> GIVEN REQUEST
Can you output the material exactly as written, minus any pictures it holds?

----- DATA BLOCK -----

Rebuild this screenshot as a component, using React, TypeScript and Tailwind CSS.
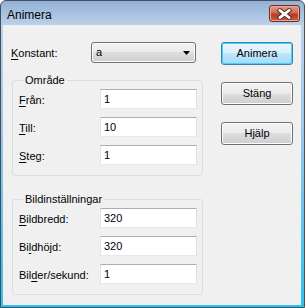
import React from "react";

function Field({ value }: { value: string }) {
  return (
    <div className="w-[97px] h-[20px] bg-white border border-t-[#abadb3] border-l-[#e2e3ea] border-r-[#dbdfe6] border-b-[#e3e9ef] flex items-center pl-[3px] text-[11px] leading-[13px] text-black">
      {value}
    </div>
  );
}

function Row({ label, value }: { label: React.ReactNode; value: string }) {
  return (
    <div className="flex items-center h-[20px]">
      <span className="w-[81px] text-[11px] leading-[13px] pt-[2px]">{label}</span>
      <Field value={value} />
    </div>
  );
}

function U({ children }: { children: React.ReactNode }) {
  return <span className="underline underline-offset-[2px] decoration-1">{children}</span>;
}

function Btn({ children, primary }: { children: React.ReactNode; primary?: boolean }) {
  return (
    <div
      className={
        primary
          ? "w-[72px] h-[23px] rounded-[3px] border border-[#3c7fb1] bg-[linear-gradient(180deg,#eaf6fd_0%,#d9f0fc_50%,#bee6fd_50%,#a7d9f5_100%)] shadow-[inset_0_0_0_1px_#48d0f8] flex items-center justify-center text-[11px] leading-[13px]"
          : "w-[72px] h-[23px] rounded-[3px] border border-[#707070] bg-[linear-gradient(180deg,#f2f2f2_0%,#ebebeb_50%,#dddddd_50%,#cfcfcf_100%)] shadow-[inset_0_0_0_1px_#fcfcfc] flex items-center justify-center text-[11px] leading-[13px]"
      }
    >
      {children}
    </div>
  );
}

function Group({ title, children }: { title: string; children: React.ReactNode }) {
  return (
    <fieldset className="w-[191px] ml-[1px] border border-[#d5dfe5] rounded-[3px] pl-[6px] pb-[10px]">
      <legend className="ml-[4px] px-[2px] text-[11px] leading-[13px]">{title}</legend>
      <div className="flex flex-col gap-[8px] mt-[2px]">{children}</div>
    </fieldset>
  );
}

export default function App() {
  return (
    <div className="w-[305px] h-[308px] border border-[#41505f] rounded-t-[6px] bg-[linear-gradient(180deg,#93b1d4_0px,#bcd2eb_25px,#9cc6ea_130px,#2cc2f0_100%)] flex flex-col font-['Liberation_Sans',Arial,sans-serif] text-black overflow-hidden">
      <div className="h-[24px] flex items-start shrink-0">
        <span className="pl-[6px] pt-[7px] text-[12px] leading-[14px] text-black">Animera</span>
        <div className="ml-auto mt-[4px] mr-[4px] w-[31px] h-[17px] rounded-[3px] border border-[#6f2a1e] bg-[linear-gradient(180deg,#e39a88_0%,#d06a52_45%,#b93a22_55%,#cc5a3c_100%)] shadow-[inset_0_0_0_1px_#eeaa98] flex items-center justify-center">
          <svg width="17" height="12" viewBox="0 0 17 12">
            <path d="M4 2.5 L13 9.5 M13 2.5 L4 9.5" stroke="#4a2a24" strokeWidth="4.6" strokeLinecap="square" />
            <path d="M4 2.5 L13 9.5 M13 2.5 L4 9.5" stroke="#ffffff" strokeWidth="2.8" strokeLinecap="square" />
          </svg>
        </div>
      </div>
      <div className="flex-1 ml-[2px] mr-[3px] mb-[2px] bg-[#f0f0f0] flex pl-[8px] pt-[17px]">
        <div className="w-[193px] flex flex-col">
          <div className="flex items-center h-[21px]">
            <span className="w-[80px] text-[11px] leading-[13px] pt-[2px]">
              <U>K</U>onstant:
            </span>
            <div className="w-[105px] h-[21px] rounded-[3px] border border-[#707070] bg-[linear-gradient(180deg,#f2f2f2_0%,#ebebeb_50%,#dddddd_50%,#cfcfcf_100%)] shadow-[inset_0_0_0_1px_#fcfcfc] flex items-center pl-[4px] pr-[5px] text-[11px] leading-[13px]">
              <span className="flex-1">a</span>
              <svg width="7" height="4" viewBox="0 0 7 4">
                <path d="M0 0 H7 L3.5 4 Z" fill="#000" />
              </svg>
            </div>
          </div>
          <div className="mt-[11px]">
            <Group title="Område">
              <Row label={<><U>F</U>rån:</>} value="1" />
              <Row label={<><U>T</U>ill:</>} value="10" />
              <Row label={<><U>S</U>teg:</>} value="1" />
            </Group>
          </div>
          <div className="mt-[17px]">
            <Group title="Bildinställningar">
              <Row label={<><U>B</U>ildbredd:</>} value="320" />
              <Row label={<>Bi<U>l</U>dhöjd:</>} value="320" />
              <Row label={<>Bil<U>d</U>er/sekund:</>} value="1" />
            </Group>
          </div>
        </div>
        <div className="ml-[17px] flex flex-col gap-[17px]">
          <Btn primary>Animera</Btn>
          <Btn>Stäng</Btn>
          <Btn>Hjälp</Btn>
        </div>
      </div>
    </div>
  );
}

-----

> RESPONSE FOR THIS EXERCISE
Rebuild this screenshot as a component, using React, TypeScript and Tailwind CSS.
import React from "react";

function Field({ value }: { value: string }) {
  return (
    <div className="w-[97px] h-[20px] bg-white border border-t-[#abadb3] border-l-[#e2e3ea] border-r-[#dbdfe6] border-b-[#e3e9ef] flex items-center pl-[3px] text-[11px] leading-[13px] text-black">
      {value}
    </div>
  );
}

function Row({ label, value }: { label: React.ReactNode; value: string }) {
  return (
    <div className="flex items-center h-[20px]">
      <span className="w-[81px] text-[11px] leading-[13px] pt-[2px]">{label}</span>
      <Field value={value} />
    </div>
  );
}

function U({ children }: { children: React.ReactNode }) {
  return <span className="underline underline-offset-[2px] decoration-1">{children}</span>;
}

function Btn({ children, primary }: { children: React.ReactNode; primary?: boolean }) {
  return (
    <div
      className={
        primary
          ? "w-[72px] h-[23px] rounded-[3px] border border-[#3c7fb1] bg-[linear-gradient(180deg,#eaf6fd_0%,#d9f0fc_50%,#bee6fd_50%,#a7d9f5_100%)] shadow-[inset_0_0_0_1px_#48d0f8] flex items-center justify-center text-[11px] leading-[13px]"
          : "w-[72px] h-[23px] rounded-[3px] border border-[#707070] bg-[linear-gradient(180deg,#f2f2f2_0%,#ebebeb_50%,#dddddd_50%,#cfcfcf_100%)] shadow-[inset_0_0_0_1px_#fcfcfc] flex items-center justify-center text-[11px] leading-[13px]"
      }
    >
      {children}
    </div>
  );
}

function Group({ title, children }: { title: string; children: React.ReactNode }) {
  return (
    <fieldset className="w-[191px] ml-[1px] border border-[#d5dfe5] rounded-[3px] pl-[6px] pb-[10px]">
      <legend className="ml-[4px] px-[2px] text-[11px] leading-[13px]">{title}</legend>
      <div className="flex flex-col gap-[8px] mt-[2px]">{children}</div>
    </fieldset>
  );
}

export default function App() {
  return (
    <div className="w-[305px] h-[308px] border border-[#41505f] rounded-t-[6px] bg-[linear-gradient(180deg,#93b1d4_0px,#bcd2eb_25px,#9cc6ea_130px,#2cc2f0_100%)] flex flex-col font-['Liberation_Sans',Arial,sans-serif] text-black overflow-hidden">
      <div className="h-[24px] flex items-start shrink-0">
        <span className="pl-[6px] pt-[7px] text-[12px] leading-[14px] text-black">Animera</span>
        <div className="ml-auto mt-[4px] mr-[4px] w-[31px] h-[17px] rounded-[3px] border border-[#6f2a1e] bg-[linear-gradient(180deg,#e39a88_0%,#d06a52_45%,#b93a22_55%,#cc5a3c_100%)] shadow-[inset_0_0_0_1px_#eeaa98] flex items-center justify-center">
          <svg width="17" height="12" viewBox="0 0 17 12">
            <path d="M4 2.5 L13 9.5 M13 2.5 L4 9.5" stroke="#4a2a24" strokeWidth="4.6" strokeLinecap="square" />
            <path d="M4 2.5 L13 9.5 M13 2.5 L4 9.5" stroke="#ffffff" strokeWidth="2.8" strokeLinecap="square" />
          </svg>
        </div>
      </div>
      <div className="flex-1 ml-[2px] mr-[3px] mb-[2px] bg-[#f0f0f0] flex pl-[8px] pt-[17px]">
        <div className="w-[193px] flex flex-col">
          <div className="flex items-center h-[21px]">
            <span className="w-[80px] text-[11px] leading-[13px] pt-[2px]">
              <U>K</U>onstant:
            </span>
            <div className="w-[105px] h-[21px] rounded-[3px] border border-[#707070] bg-[linear-gradient(180deg,#f2f2f2_0%,#ebebeb_50%,#dddddd_50%,#cfcfcf_100%)] shadow-[inset_0_0_0_1px_#fcfcfc] flex items-center pl-[4px] pr-[5px] text-[11px] leading-[13px]">
              <span className="flex-1">a</span>
              <svg width="7" height="4" viewBox="0 0 7 4">
                <path d="M0 0 H7 L3.5 4 Z" fill="#000" />
              </svg>
            </div>
          </div>
          <div className="mt-[11px]">
            <Group title="Område">
              <Row label={<><U>F</U>rån:</>} value="1" />
              <Row label={<><U>T</U>ill:</>} value="10" />
              <Row label={<><U>S</U>teg:</>} value="1" />
            </Group>
          </div>
          <div className="mt-[17px]">
            <Group title="Bildinställningar">
              <Row label={<><U>B</U>ildbredd:</>} value="320" />
              <Row label={<>Bi<U>l</U>dhöjd:</>} value="320" />
              <Row label={<>Bil<U>d</U>er/sekund:</>} value="1" />
            </Group>
          </div>
        </div>
        <div className="ml-[17px] flex flex-col gap-[17px]">
          <Btn primary>Animera</Btn>
          <Btn>Stäng</Btn>
          <Btn>Hjälp</Btn>
        </div>
      </div>
    </div>
  );
}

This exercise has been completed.